- [Do this]:
Copy exactly the lines that run from the top of the listing to the line containing "MdEmail, MdEvent, MdVisibility", both ends included, and omit the pictures.

>> Begin Source data

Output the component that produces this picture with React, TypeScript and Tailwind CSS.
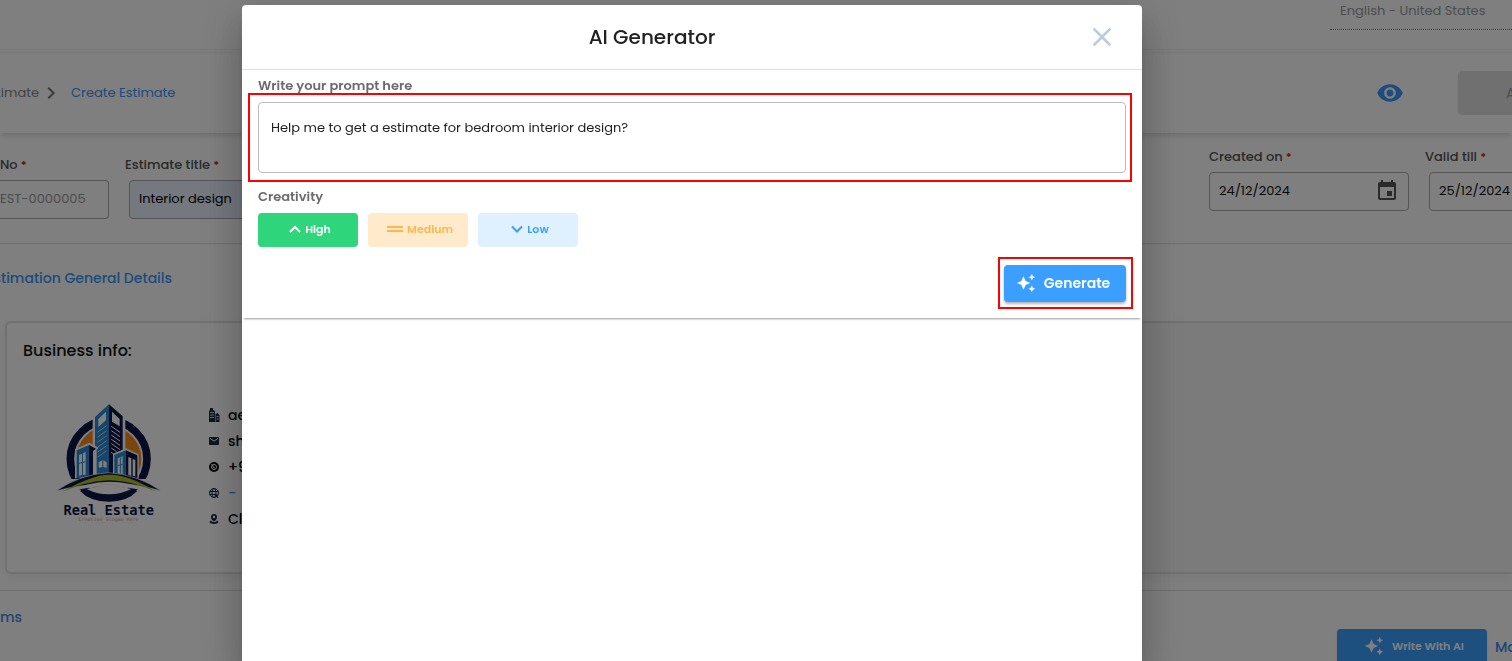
import React from "react";
import { MdAutoAwesome, MdChevronRight, MdClose, MdEmail, MdEvent, MdVisibility } from "react-icons/md";

function Required() {
  return <span className="text-[11px] text-[#e00000]">*</span>;
}

function EstateLogo() {
  return (
    <svg viewBox="45 21 321 363" className="h-[121px] w-[107px]" role="img" aria-label="Real Estate">
      <circle cx="206" cy="192" r="115" fill="none" stroke="#0c1646" strokeWidth="23" />
      <circle cx="206" cy="192" r="98" fill="#f58a1c" />
      <path d="M80 252 L332 252 L300 284 Q206 262 112 284 Z" fill="#fff" />
      <path d="M120 288 Q206 262 292 288 Q262 320 206 320 Q150 320 120 288Z" fill="#0c1646" />
      <path d="M140 282 Q206 262 274 282 Q244 298 206 298 Q168 298 140 282Z" fill="#fff" />
      <path d="M158 62 L206 22 L256 62 L256 245 L158 245Z" fill="#fff" />
      <path d="M165 66 L207 28 L207 240 L165 240Z" fill="#2b8bd2" />
      <path d="M207 28 L248 64 L248 240 L207 240Z" fill="#0c1646" />
      <path d="M175 72 L198 50 L198 76 L175 96Z M216 50 L239 72 L239 94 L216 80Z" fill="#fff" />
      <path d="M172 112 L200 92 M172 127 L200 107 M172 142 L200 122 M172 157 L200 137 M172 172 L200 152 M172 187 L200 167" stroke="#fff" strokeWidth="2" />
      <path d="M214 94 L240 112 M214 107 L240 125 M214 120 L240 138 M214 133 L240 151 M214 146 L240 164 M214 159 L230 170 M214 172 L222 178" stroke="#fff" strokeWidth="3" />
      <path d="M176 202 L187 196 L187 216 L176 218Z M190 196 L200 202 L200 218 L190 216Z" fill="#fff" />
      <path d="M105 162 L148 143 L176 158 L170 164 L170 245 L105 250Z" fill="#fff" />
      <path d="M110 166 L147 150 L147 244 L110 250Z" fill="#2b8bd2" />
      <path d="M147 150 L168 161 L159 168 L159 242 L147 244Z" fill="#0c1646" />
      <path d="M117 180 L126 176 L126 240 L117 242Z M129 175 L137 171 L137 239 L129 240Z" fill="#fff" />
      <path d="M117 205 L137 200" stroke="#2b8bd2" strokeWidth="3" />
      <path d="M219 176 L258 160 L296 178 L296 250 L219 245Z" fill="#fff" />
      <path d="M223 180 L258 166 L258 245 L223 240Z" fill="#2b8bd2" />
      <path d="M258 166 L292 181 L292 249 L258 245Z" fill="#0c1646" />
      <path d="M233 190 L248 184 L248 238 L233 236Z M265 186 L274 190 L274 242 L265 240Z M278 192 L286 195 L286 244 L278 242Z" fill="#fff" />
      <path d="M233 212 L248 208 M241 187 L241 237" stroke="#2b8bd2" strokeWidth="3" />
      <path d="M48 288 Q120 238 206 233 Q292 238 364 288 Q280 262 206 268 Q130 266 48 288Z" fill="#0c1646" stroke="#fff" strokeWidth="2" />
      <path d="M64 292 Q120 258 178 242 Q206 236 240 242 Q290 252 348 290 Q270 256 206 256 Q140 258 64 292Z" fill="#b3bd25" />
      <path d="M84 288 Q140 262 206 260 Q272 260 330 286 Q270 268 206 268 Q140 270 84 288Z" fill="#fff" />
      <text x="206" y="359" textAnchor="middle" fontFamily="'DejaVu Sans Mono', monospace" fontWeight="700" fontSize="41" fill="#0c1646">Real Estate</text>
      <text x="206" y="379" textAnchor="middle" fontFamily="'DejaVu Sans Mono', monospace" fontSize="15" fill="#c9a08c">Creative Slogan Here</text>
    </svg>
  );
}

function Buildings() {
  return (
    <svg viewBox="0 0 12 14" className="h-[14px] w-3" aria-hidden="true">
      <path d="M1 14V3l1-1V0h3v2l2 1v11z" fill="#1c2b3f" />
      <path d="M7.500 14V6l2-1 2 2v7z" fill="#1c2b3f" />
      <path d="M2 4.500h4M2 7h4M2 9.500h4M8.500 8.500h2M8.500 11h2" stroke="#fff" strokeWidth="0.8" />
    </svg>
  );
}

function PhoneBadge() {
  return (
    <svg viewBox="0 0 20 20" className="size-[10px]" aria-hidden="true">
      <circle cx="10" cy="10" r="10" fill="#000" />
      <circle cx="10" cy="10" r="5" fill="none" stroke="#fff" strokeWidth="2" />
      <path d="M8 8c0 3 1 4 4 4M5 5l4 3" stroke="#fff" strokeWidth="2" fill="none" />
    </svg>
  );
}

function Globe() {
  return (
    <svg viewBox="0 0 20 20" className="size-[10px]" fill="none" stroke="#1c2b3f" strokeWidth="2" aria-hidden="true">
      <circle cx="10" cy="10" r="9" />
      <ellipse cx="10" cy="10" rx="4" ry="9" />
      <path d="M1 7h18M1 13h11" />
      <path d="M11 11l8 3-3 1 3 4-2 1-3-4-2 2z" fill="#1c2b3f" stroke="none" />
    </svg>
  );
}

function PersonPin() {
  return (
    <svg viewBox="0 0 20 20" className="size-[10px]" aria-hidden="true">
      <path d="M10 0a6 6 0 0 1 6 6c0 4-3 7-6 9-3-2-6-5-6-9a6 6 0 0 1 6-6z" fill="#1c2b3f" />
      <circle cx="10" cy="6" r="2.5" fill="#fff" />
      <path d="M4 13c-6 3-2 7 6 7s12-4 6-7l-3 3h-6z" fill="#1c2b3f" />
    </svg>
  );
}

function Caret({ down = false }: { down?: boolean }) {
  return (
    <svg viewBox="0 0 12 8" className="h-2 w-3" fill="none" stroke="currentColor" strokeWidth="2" aria-hidden="true">
      <path d={down ? "M1 1.500l5 5 5-5" : "M1 7l5-5 5 5"} />
    </svg>
  );
}

function DateField({ id, label, value, inset = false }: { id: string; label: string; value: string; inset?: boolean }) {
  return (
    <div className="shrink-0">
      <label htmlFor={id} className="block h-[23px] text-[13px] leading-4 font-medium text-[#555]">
        {label} <Required />
      </label>
      <div className={`${inset ? "ml-1" : ""} flex h-[39px] w-[200px] items-center rounded border border-[#aaa] px-[9px] pb-0.5`}>
        <input id={id} defaultValue={value} className="min-w-0 flex-1 text-[13px] text-[#111] outline-none" />
        <button type="button" aria-label="Open calendar" className="text-[#555]">
          <MdEvent className="size-6" />
        </button>
      </div>
    </div>
  );
}

const contacts = [
  { icon: <Buildings />, text: "ae" },
  { icon: <MdEmail className="size-3" />, text: "sh" },
  { icon: <PhoneBadge />, text: "+9" },
  { icon: <Globe />, text: "-", link: true },
  { icon: <PersonPin />, text: "Cl" },
];

function EstimatePage() {
  return (
    <div className="flex h-screen flex-col overflow-hidden bg-white">
      <header className="flex h-[50px] shrink-0 justify-end border-b border-[#eee]">
        <select disabled aria-label="Language" className="h-[30px] w-[182px] appearance-none border-b border-dotted border-[#777] px-[10px] pb-2 text-[13px] text-[#999] opacity-100">
          <option>English - United States</option>
        </select>
      </header>
      <div className="mt-0.5 flex h-[81px] shrink-0 items-center justify-between border-t border-[#f5f5f5] shadow-md">
        <nav aria-label="Breadcrumb" className="flex items-center text-[13px]">
          <span className="flex w-[39px] justify-end overflow-hidden text-[#888]">Estimate</span>
          <MdChevronRight className="size-6 text-[#777]" />
          <a href="#create" className="pl-2 text-[#3a95f5]">Create Estimate</a>
        </nav>
        <div className="flex items-center gap-[54px]">
          <button type="button" aria-label="Preview" className="text-[#3a9bfc]">
            <MdVisibility className="size-7" />
          </button>
          <button type="button" disabled className="h-11 w-[54px] overflow-hidden rounded-l bg-[#e0e0e0] pl-12 text-left text-sm text-[#a0a0a0]">A</button>
        </div>
      </div>

      <div className="flex h-[111px] shrink-0 justify-between border-b border-[#dcdcdc]">
        <div className="flex gap-4 pt-6">
          <div className="w-[109px]">
            <label htmlFor="no" className="block h-[23px] text-[13px] leading-4 font-medium text-[#555]">No <Required /></label>
            <input id="no" disabled defaultValue="EST-0000005" className="h-[39px] w-full rounded-r border border-l-0 border-[#aaa] pb-0.5 text-[13px] text-[#999]" />
          </div>
          <div className="w-[220px]">
            <label htmlFor="title" className="block h-[23px] text-[13px] leading-4 font-medium text-[#555]">Estimate title <Required /></label>
            <input id="title" defaultValue="Interior design" className="ml-1 h-[39px] w-[216px] rounded border border-[#aaa] bg-[#e8f0fe] px-[9px] pb-0.5 text-[13px] text-black" />
          </div>
        </div>
        <div className="flex w-[303px] gap-4 overflow-hidden pt-4">
          <DateField id="created" label="Created on" value="24/12/2024" />
          <DateField id="valid" label="Valid till" value="25/12/2024" inset />
        </div>
      </div>

      <section className="h-[347px] shrink-0 border-b border-[#dcdcdc] pt-6">
        <h2 className="flex h-[53px] w-[172px] justify-end overflow-hidden text-sm font-medium whitespace-nowrap text-[#3a95f5]">Estimation General Details</h2>
        <div className="ml-[5px] flex h-[253px] rounded-l-md border-2 border-r-0 border-[#e2e2e2] shadow-[0_3px_10px_rgba(0,0,0,0.06)]">
          <div className="flex-1 px-4 pt-4">
            <h3 className="text-base leading-6 font-medium text-[#111]">Business info:</h3>
            <div className="flex gap-[46px] pt-[39px]">
              <div className="pl-8">
                <EstateLogo />
              </div>
              <ul className="text-sm font-medium text-black">
                {contacts.map((c) => (
                  <li key={c.text} className="flex h-[26px] items-center gap-2">
                    <span className="flex w-3 justify-center text-[#1c2b3f]">{c.icon}</span>
                    {c.link ? <a href="#site" className="text-[#3a95f5]">{c.text}</a> : c.text}
                  </li>
                ))}
              </ul>
            </div>
          </div>
          <div className="flex-1 bg-[#f7f7f7]" />
        </div>
      </section>

      <section className="flex shrink-0 justify-between">
        <h2 className="pt-4 text-sm font-medium text-[#3a8af0]">ms</h2>
        <div className="flex gap-2 pt-[38px]">
          <button type="button" className="flex h-9 w-[150px] items-center justify-center gap-2 rounded bg-[#3a9fff] pb-0.5 pl-1 text-[11px] font-semibold text-white shadow">
            <MdAutoAwesome className="size-5" />
            Write With AI
          </button>
          <a href="#more" className="w-[17px] overflow-hidden pt-2 text-sm font-medium text-[#3a8af0]">Mo</a>
        </div>
      </section>
    </div>
  );
}

function GeneratorDialog() {
  return (
    <div className="fixed inset-0 flex justify-center overflow-hidden bg-black/50 pt-[5px] pr-32">
      <div role="dialog" aria-labelledby="dialog-title" className="h-screen w-[900px] rounded bg-white shadow-[0_11px_15px_-7px_rgba(0,0,0,0.2),0_24px_38px_3px_rgba(0,0,0,0.14),0_9px_46px_8px_rgba(0,0,0,0.12)]">
        <div className="flex h-[65px] items-center border-b border-[#e0e0e0] px-4">
          <h1 id="dialog-title" className="flex-1 text-center text-xl font-medium text-[#212121]">AI Generator</h1>
          <div className="flex w-20 justify-end">
            <button type="button" aria-label="Close" className="flex size-12 items-center justify-center text-[#bccbdd]">
              <MdClose className="size-8" />
            </button>
          </div>
        </div>
        <form className="flex flex-col px-4 pt-2 pb-4 shadow-[0_3px_2px_-2px_rgba(0,0,0,0.4)]" onSubmit={(e) => e.preventDefault()}>
          <label htmlFor="prompt" className="text-[13px] leading-4 font-semibold text-[#6b6b6b]">Write your prompt here</label>
          <div className="relative mt-2 h-[71px]">
            <textarea id="prompt" defaultValue="Help me to get a estimate for bedroom interior design?" className="block h-full w-full resize-none rounded border border-[#bdbdbd] px-3 py-4 text-[13px] leading-[18px] text-[#212121] outline-none" />
            <div className="pointer-events-none absolute -top-[9px] -right-1.5 -bottom-[9px] -left-2.5 border-2 border-[#ff0000]" />
          </div>
          <fieldset className="pt-4">
            <legend className="float-left w-full text-[13px] leading-4 font-semibold text-[#6b6b6b]">Creativity</legend>
            <div className="flex w-full gap-[10px] pt-2 text-[11px] font-semibold">
              <button type="button" className="flex h-[34px] w-[100px] items-center justify-center gap-1 rounded bg-[#2fd57b] pb-0.5 pl-1 text-white">
                <Caret />
                High
              </button>
              <button type="button" className="flex h-[34px] w-[100px] items-center justify-center gap-1 rounded bg-[#ffeacc] pb-0.5 pl-1 text-[#ffb74d]">
                <svg viewBox="0 0 16 8" className="h-2 w-4" aria-hidden="true"><path d="M0 1h16v2H0zM0 5h16v2H0z" fill="currentColor" /></svg>
                Medium
              </button>
              <button type="button" className="flex h-[34px] w-[100px] items-center justify-center gap-1 rounded bg-[#dff1ff] pb-0.5 pl-1 text-[#3a9fff]">
                <Caret down />
                Low
              </button>
            </div>
          </fieldset>
          <div className="relative mt-[18px] self-end">
            <button type="submit" className="flex h-[37px] w-[122px] items-center justify-center gap-2 rounded bg-[#3a9fff] pr-1 pb-0.5 text-sm font-semibold text-white shadow-[0_2px_3px_rgba(0,0,0,0.3)]">
              <MdAutoAwesome className="size-5" />
              Generate
            </button>
            <div className="pointer-events-none absolute -top-2 -right-[7px] -bottom-[7px] -left-1.5 border-2 border-[#ff0000]" />
          </div>
        </form>
      </div>
    </div>
  );
}

export default function App() {
  return (
    <main className="font-['Poppins','Inter',sans-serif]">
      <EstimatePage />
      <GeneratorDialog />
    </main>
  );
}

>> End Source data

- [Solution to the problem]:
Output the component that produces this picture with React, TypeScript and Tailwind CSS.
import React from "react";
import { MdAutoAwesome, MdChevronRight, MdClose, MdEmail, MdEvent, MdVisibility } from "react-icons/md";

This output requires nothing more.